IANS

A team of US engineers have developed a stretchable OLED display, which can bend in half or stretch to more than twice its original length while still emitting a fluorescent pattern.

The material, described in the journal Nature Materials, has a wide range of applications, from wearable electronics and health sensors to foldable computer screens.

The displays on most high-end smartphones, as well as a growing number of televisions, use OLED (organic light-emitting diode) technology, which sandwiches small organic molecules between conductors.

When an electrical current is switched on, the small molecules emit a bright light.

The technology is more energy-efficient than older LED and LCD displays and praised for its sharp pictures. However, the molecular building blocks of OLEDs have tight chemical bonds and stiff structures.

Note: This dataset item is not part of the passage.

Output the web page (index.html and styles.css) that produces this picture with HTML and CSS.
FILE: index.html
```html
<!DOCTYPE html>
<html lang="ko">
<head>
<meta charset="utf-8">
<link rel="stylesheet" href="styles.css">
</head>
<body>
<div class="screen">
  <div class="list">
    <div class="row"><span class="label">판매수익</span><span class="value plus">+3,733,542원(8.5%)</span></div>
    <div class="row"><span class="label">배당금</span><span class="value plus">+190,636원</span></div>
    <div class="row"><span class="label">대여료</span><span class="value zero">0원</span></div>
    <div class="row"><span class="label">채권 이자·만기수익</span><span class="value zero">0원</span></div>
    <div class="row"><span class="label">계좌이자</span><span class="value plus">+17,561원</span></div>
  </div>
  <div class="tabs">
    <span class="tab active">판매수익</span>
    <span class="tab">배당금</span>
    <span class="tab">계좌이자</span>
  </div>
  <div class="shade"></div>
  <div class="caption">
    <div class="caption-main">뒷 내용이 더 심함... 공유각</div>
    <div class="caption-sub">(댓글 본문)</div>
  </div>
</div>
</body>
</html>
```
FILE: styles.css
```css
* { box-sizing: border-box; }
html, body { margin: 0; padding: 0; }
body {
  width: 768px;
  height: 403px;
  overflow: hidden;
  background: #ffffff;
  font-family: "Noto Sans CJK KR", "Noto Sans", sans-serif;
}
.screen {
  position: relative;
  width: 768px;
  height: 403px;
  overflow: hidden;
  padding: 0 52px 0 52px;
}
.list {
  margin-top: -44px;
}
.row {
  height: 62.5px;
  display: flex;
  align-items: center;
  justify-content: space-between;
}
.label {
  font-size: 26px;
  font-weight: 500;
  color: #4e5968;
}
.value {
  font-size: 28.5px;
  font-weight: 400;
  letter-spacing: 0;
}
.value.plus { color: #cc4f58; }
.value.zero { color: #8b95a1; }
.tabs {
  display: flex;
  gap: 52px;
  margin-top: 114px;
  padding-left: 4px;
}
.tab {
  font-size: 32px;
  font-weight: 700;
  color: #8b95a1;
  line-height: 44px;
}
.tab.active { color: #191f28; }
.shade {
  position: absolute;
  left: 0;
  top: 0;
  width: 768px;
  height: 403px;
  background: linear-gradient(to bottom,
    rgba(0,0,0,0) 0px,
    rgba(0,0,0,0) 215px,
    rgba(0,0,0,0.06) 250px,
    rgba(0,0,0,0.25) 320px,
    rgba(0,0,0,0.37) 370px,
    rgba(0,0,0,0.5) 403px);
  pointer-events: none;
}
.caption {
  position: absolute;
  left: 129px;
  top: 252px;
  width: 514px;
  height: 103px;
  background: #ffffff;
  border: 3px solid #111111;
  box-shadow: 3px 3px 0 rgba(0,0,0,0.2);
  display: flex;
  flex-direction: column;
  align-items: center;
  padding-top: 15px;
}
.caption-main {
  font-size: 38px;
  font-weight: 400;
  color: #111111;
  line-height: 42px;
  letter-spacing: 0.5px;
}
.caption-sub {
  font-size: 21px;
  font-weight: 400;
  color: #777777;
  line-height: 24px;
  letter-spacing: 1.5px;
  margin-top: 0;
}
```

"Our goal was to create something that maintained the electroluminescence of OLED but with stretchable polymers," said Sihong Wang, assistant professor of molecular engineering at the Pritzker School of Molecular Engineering (PME), University of Chicago.

"This is the class of material you need to finally be able to develop truly flexible screens," added Wang who led the research with Juan de Pablo, Liew Family Professor of Molecular Engineering.

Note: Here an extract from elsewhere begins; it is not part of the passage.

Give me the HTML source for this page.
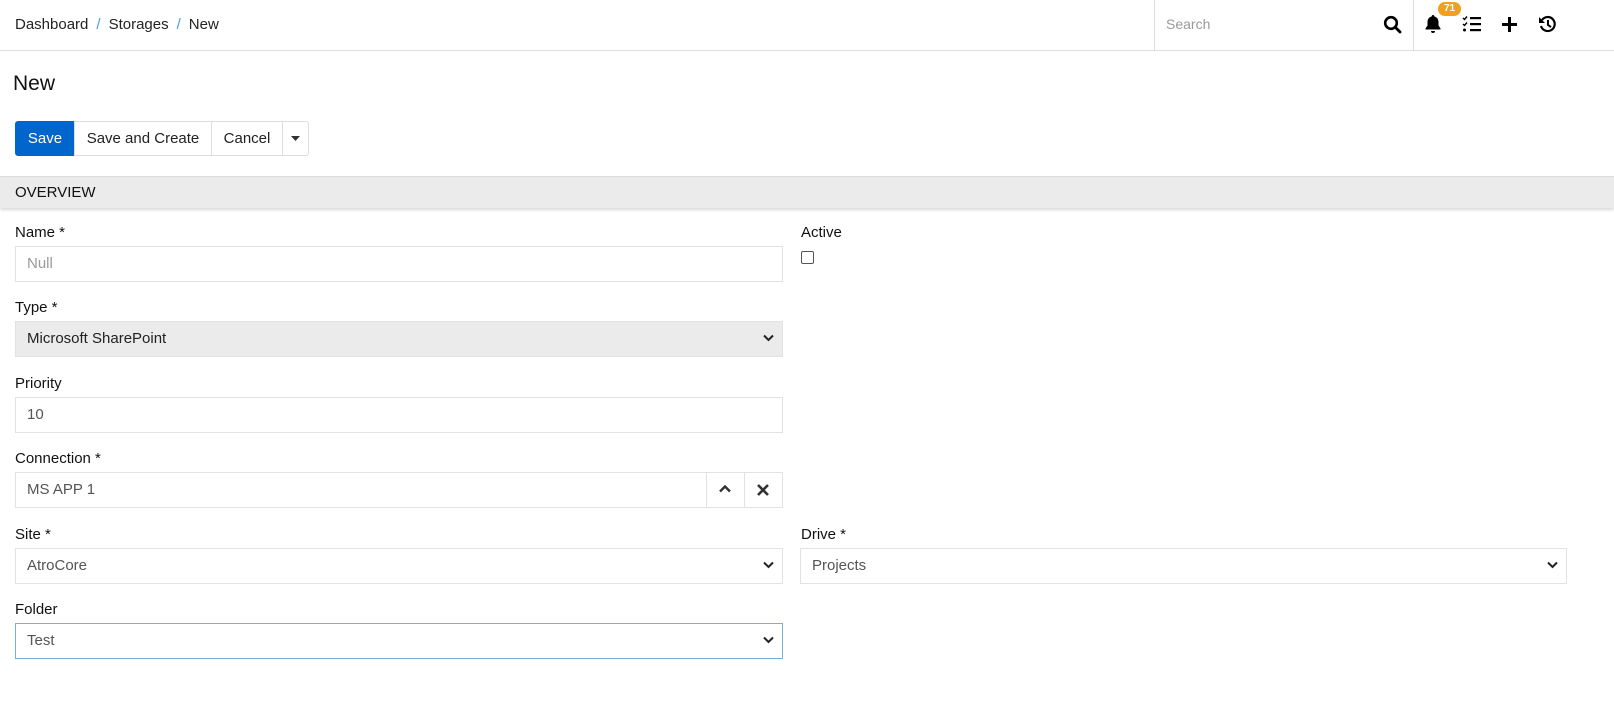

Wang and de Pablo knew what it takes to imbue stretchability into materials -- long polymers with bendable molecular chains -- and also knew what molecular structures were required for an organic material to emit light very efficiently.

Armed with computational predictions for new flexible electroluminescent polymers, they built several prototypes.

Just as the model had predicted, the materials were flexible, stretchable, bright, durable and energy efficient.

A key feature in their design was the use of "thermally activated delayed fluorescence", which let the materials convert electrical energy into light, in a highly efficient way.

Bendable materials that emit light, he said, can not only be used to display information, but can be integrated into wearable sensors that require light.

Sensors measuring blood oxygenation and heart rate, for instance, typically shine a light through blood vessels to sense blood flow.

"My dream is to make all the essential components for a full system of wearable electronics, from sensing to processing to displaying information," Wang said.